### [Your instructions]
Go through the entries below, tally each line with the string "page", and give the final number by itself.

Records from a data source:
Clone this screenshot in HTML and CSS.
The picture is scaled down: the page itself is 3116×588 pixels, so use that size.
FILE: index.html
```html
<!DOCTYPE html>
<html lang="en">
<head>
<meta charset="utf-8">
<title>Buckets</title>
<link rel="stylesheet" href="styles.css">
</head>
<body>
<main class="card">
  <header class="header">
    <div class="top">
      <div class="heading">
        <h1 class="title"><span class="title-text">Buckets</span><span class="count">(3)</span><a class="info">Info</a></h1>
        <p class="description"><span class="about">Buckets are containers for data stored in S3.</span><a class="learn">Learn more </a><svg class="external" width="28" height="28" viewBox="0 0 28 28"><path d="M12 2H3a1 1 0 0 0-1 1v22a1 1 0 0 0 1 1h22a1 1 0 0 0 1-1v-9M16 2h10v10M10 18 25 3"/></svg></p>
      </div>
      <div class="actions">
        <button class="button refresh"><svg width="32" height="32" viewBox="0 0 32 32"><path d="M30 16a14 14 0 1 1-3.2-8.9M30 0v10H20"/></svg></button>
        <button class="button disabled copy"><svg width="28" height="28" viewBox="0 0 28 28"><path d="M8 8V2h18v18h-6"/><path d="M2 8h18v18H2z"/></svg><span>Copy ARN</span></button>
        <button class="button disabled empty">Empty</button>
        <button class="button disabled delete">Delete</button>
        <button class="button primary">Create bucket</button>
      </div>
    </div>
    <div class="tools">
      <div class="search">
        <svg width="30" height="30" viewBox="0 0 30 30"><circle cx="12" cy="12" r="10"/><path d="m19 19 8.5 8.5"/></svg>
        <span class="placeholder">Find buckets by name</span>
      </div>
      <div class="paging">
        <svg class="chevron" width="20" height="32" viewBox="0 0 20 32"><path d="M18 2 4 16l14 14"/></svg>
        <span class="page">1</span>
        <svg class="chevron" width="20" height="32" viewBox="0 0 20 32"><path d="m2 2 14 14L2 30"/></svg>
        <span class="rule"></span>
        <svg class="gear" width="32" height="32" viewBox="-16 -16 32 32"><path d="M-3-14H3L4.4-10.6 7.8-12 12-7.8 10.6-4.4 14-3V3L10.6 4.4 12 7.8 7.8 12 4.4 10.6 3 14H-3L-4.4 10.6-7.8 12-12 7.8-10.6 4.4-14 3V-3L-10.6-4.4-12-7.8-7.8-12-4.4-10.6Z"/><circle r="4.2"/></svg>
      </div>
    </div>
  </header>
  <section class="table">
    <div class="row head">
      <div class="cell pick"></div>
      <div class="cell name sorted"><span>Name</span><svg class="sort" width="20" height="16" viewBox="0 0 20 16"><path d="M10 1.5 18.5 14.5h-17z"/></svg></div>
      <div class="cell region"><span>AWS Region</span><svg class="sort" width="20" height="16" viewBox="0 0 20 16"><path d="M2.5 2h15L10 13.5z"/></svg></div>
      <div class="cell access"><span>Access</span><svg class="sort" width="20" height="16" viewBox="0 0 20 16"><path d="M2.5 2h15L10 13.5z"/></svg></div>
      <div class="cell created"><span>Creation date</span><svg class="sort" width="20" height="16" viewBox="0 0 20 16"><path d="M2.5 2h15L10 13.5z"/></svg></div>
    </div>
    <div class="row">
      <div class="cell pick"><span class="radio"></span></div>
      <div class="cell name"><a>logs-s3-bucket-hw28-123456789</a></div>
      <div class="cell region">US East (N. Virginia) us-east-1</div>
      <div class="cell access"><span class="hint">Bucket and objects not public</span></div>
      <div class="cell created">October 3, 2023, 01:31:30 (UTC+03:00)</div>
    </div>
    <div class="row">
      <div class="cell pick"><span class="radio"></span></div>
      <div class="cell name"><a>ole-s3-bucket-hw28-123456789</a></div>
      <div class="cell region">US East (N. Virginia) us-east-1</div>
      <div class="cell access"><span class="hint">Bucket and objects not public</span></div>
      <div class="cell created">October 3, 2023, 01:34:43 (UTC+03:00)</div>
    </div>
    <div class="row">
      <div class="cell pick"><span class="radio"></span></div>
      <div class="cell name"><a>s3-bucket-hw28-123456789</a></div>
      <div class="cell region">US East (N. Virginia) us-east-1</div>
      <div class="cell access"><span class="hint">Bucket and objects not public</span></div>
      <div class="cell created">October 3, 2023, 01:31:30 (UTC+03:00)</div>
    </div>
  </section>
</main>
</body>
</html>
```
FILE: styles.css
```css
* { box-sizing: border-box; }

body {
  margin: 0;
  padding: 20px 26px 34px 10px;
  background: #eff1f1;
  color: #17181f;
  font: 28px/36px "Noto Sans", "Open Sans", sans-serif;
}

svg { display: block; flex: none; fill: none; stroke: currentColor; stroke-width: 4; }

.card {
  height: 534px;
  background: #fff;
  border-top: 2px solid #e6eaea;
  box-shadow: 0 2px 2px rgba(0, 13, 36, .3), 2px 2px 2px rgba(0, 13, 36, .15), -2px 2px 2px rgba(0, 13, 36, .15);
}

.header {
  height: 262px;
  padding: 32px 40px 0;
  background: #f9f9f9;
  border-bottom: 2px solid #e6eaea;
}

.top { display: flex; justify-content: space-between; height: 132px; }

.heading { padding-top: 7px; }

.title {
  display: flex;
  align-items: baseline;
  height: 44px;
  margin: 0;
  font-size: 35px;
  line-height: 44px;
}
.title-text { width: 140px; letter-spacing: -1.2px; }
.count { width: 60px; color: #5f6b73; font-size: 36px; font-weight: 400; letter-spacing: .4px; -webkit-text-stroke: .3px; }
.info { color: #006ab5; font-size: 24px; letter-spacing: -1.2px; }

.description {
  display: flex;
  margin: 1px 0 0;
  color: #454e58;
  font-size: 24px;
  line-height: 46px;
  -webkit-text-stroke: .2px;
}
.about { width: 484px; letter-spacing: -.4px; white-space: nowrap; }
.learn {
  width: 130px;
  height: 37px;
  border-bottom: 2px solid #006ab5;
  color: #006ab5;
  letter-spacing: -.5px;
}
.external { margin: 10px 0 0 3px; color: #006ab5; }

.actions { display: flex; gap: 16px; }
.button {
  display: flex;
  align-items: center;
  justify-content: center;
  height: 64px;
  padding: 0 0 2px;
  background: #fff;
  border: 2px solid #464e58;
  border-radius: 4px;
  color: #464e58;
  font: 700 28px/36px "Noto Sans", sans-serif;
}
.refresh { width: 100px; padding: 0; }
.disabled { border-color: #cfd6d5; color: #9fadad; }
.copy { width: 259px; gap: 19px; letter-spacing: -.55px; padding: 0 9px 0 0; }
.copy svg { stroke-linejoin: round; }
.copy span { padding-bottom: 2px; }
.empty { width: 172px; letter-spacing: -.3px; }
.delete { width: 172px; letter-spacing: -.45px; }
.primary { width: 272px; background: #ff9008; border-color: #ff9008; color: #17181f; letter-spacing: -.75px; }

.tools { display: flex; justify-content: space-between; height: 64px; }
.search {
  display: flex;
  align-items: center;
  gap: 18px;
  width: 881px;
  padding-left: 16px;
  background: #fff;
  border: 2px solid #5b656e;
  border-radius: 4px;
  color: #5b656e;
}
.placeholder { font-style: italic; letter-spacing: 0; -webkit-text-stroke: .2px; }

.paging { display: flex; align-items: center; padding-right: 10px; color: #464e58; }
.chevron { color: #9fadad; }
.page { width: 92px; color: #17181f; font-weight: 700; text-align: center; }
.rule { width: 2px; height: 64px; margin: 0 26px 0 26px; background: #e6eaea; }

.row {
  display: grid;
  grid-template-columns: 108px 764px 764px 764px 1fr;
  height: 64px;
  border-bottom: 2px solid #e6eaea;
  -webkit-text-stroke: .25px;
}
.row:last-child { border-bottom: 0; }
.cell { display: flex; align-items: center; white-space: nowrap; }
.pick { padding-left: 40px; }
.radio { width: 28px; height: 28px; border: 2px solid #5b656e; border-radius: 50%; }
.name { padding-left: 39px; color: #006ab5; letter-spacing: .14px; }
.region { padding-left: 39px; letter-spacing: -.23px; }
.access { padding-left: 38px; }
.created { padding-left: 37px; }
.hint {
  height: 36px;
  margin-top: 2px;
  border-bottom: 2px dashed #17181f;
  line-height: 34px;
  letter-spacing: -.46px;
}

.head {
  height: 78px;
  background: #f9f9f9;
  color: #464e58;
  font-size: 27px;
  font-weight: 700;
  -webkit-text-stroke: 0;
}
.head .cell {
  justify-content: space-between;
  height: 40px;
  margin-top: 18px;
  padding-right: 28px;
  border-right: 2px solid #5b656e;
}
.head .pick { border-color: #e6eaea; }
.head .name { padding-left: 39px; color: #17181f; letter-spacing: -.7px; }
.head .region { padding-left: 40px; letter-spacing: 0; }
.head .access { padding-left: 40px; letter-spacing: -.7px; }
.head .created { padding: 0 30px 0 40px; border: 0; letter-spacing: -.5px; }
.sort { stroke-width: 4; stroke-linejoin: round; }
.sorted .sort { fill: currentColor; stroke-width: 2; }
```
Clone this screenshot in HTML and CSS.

### [Response below]
3